As the ecosystem evolves, we’ll learn more about the ergonomics involved in creating artifacts at scale: will most people be happy with the built-in landmarks / assets? Or do we have enough open exploration in the ecosystem that most authors / user agents will use the extensibility mechanism with custom/opaque inlined payloads? Will most asset types be passed as a reference or will they be passed as a value?

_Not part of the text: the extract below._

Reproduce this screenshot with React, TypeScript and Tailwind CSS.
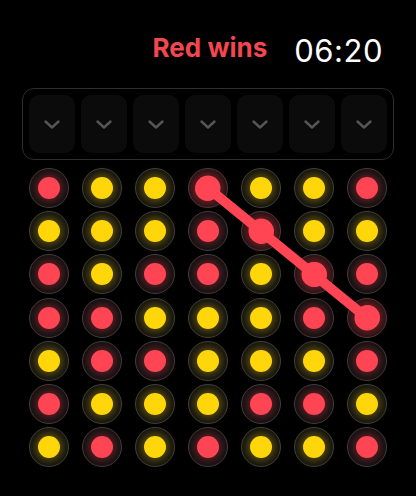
import React from "react";

const board = [
  "RYYRYYR",
  "YYYRRYY",
  "RYRRYRR",
  "RRYYYRR",
  "YRRYYYR",
  "RYYYRRY",
  "YRYRYYR",
];

const wins = ["0-3", "1-4", "2-5", "3-6"];

function Chevron() {
  return (
    <svg width="18" height="11" viewBox="0 0 18 11" fill="none">
      <path d="M2.5 2.5 L9 8.5 L15.5 2.5" stroke="#555555" strokeWidth="2.4" strokeLinecap="round" strokeLinejoin="round" />
    </svg>
  );
}

function Cell({ color, win }: { color: string; win: boolean }) {
  const red = color === "R";
  return (
    <div className="flex items-center justify-center">
      <div
        className={`w-[40px] h-[40px] rounded-full border-[1.5px] border-[#3c3c3c] flex items-center justify-center ${
          win ? "bg-[#241012]" : "bg-[#101010]"
        }`}
      >
        <div
          className={
            red
              ? `${win ? "w-[25px] h-[25px]" : "w-[22px] h-[22px]"} rounded-full bg-[#ff4553] shadow-[0_0_9px_3px_rgba(255,69,83,0.32)]`
              : "w-[22px] h-[22px] rounded-full bg-[#ffd60a] shadow-[0_0_9px_3px_rgba(255,214,10,0.32)]"
          }
        />
      </div>
    </div>
  );
}

export default function App() {
  return (
    <div className="w-[416px] h-[496px] bg-black overflow-hidden font-['Inter',sans-serif]">
      <div className="h-[88px] flex items-center justify-end pr-[33px] pt-[14px]">
        <span className="text-[#f2474e] font-bold text-[26px] mr-[27px] -mt-[8px]">Red wins</span>
        <span className="text-white text-[31px] tracking-[0.5px]">06:20</span>
      </div>

      <div className="mx-[22px] w-[372px] h-[72px] rounded-[12px] border border-[#2e2e2e] p-[6px] flex gap-[6px]">
        {Array.from({ length: 7 }).map((_, i) => (
          <button key={i} className="flex-1 rounded-[10px] bg-[#0b0b0b] flex items-center justify-center">
            <Chevron />
          </button>
        ))}
      </div>

      <div className="relative mx-[22px] w-[372px] mt-[8px]">
        <div className="grid grid-cols-7 auto-rows-[40px] gap-y-[3.2px]">
          {board.map((row, r) =>
            row.split("").map((c, col) => (
              <Cell key={`${r}-${col}`} color={c} win={wins.includes(`${r}-${col}`)} />
            ))
          )}
        </div>
        <svg className="absolute inset-0 pointer-events-none" width="372" height="300">
          <line x1="186" y1="20" x2="345" y2="150" stroke="#ff4553" strokeWidth="10" strokeLinecap="round" />
          {[
            [186, 20],
            [239, 63],
            [292, 106.5],
            [345, 150],
          ].map(([x, y], i) => (
            <circle key={i} cx={x} cy={y} r="12.5" fill="#ff4553" />
          ))}
        </svg>
      </div>
    </div>
  );
}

Will most authors come from a KML/ARML/RSS background or will most authors come from a semantic web / search engine background?

A lot of these questions will be answered in the months to come, but because our data model is agnostic to how it is transported and serialized, we don’t have to pick a serialization without cornering ourselves into it.

Two notations comes to mind as reasonable starting points of exploration: XML and JSON-LD.

On one hand, JSON-LD is a modern, RDF-based notation to encode linked data using JSON. It has found massive adoption by search engines for its expressivity and ergonomics compared to microdata/microformats/rdfa. On the downside, it carries all of the semantic web mindset (e.g. RDF/triples based), it doesn’t have guarantees on cardinality or ordering and embedding code is awkward.

On the other hand, XML is a less modern extensible markup language, largely used by feed readers and by predecessors in AR (KML and ARML). It is known by search engines (e.g. sitemaps) and is really good at embedding code.

Here is an illustrative example of an embedded JSON-LD artifact that can be embedded in any arbitrary HTML page:

An illustrative example of an JSON-LD AR Artifact

<html>
  <head>...</head>
  <body>
    <script type=”application/ld+json”>
    {
      @context: “https://schema.org/”,
      @type: Artifact,
      asset: “https://code.sgo.to/parks/shoreline-park/dog.png”,
      landmark: {
        @type: GeoCoordinates,  
        latitude: “37.4334”,
        longitude: “122.0872”
      }
    }  
  </script>
</body>
</html>

There is still a lot to be learned on the notation to be used and we are expecting that we'll learn a lot more about the requirements and options as we go.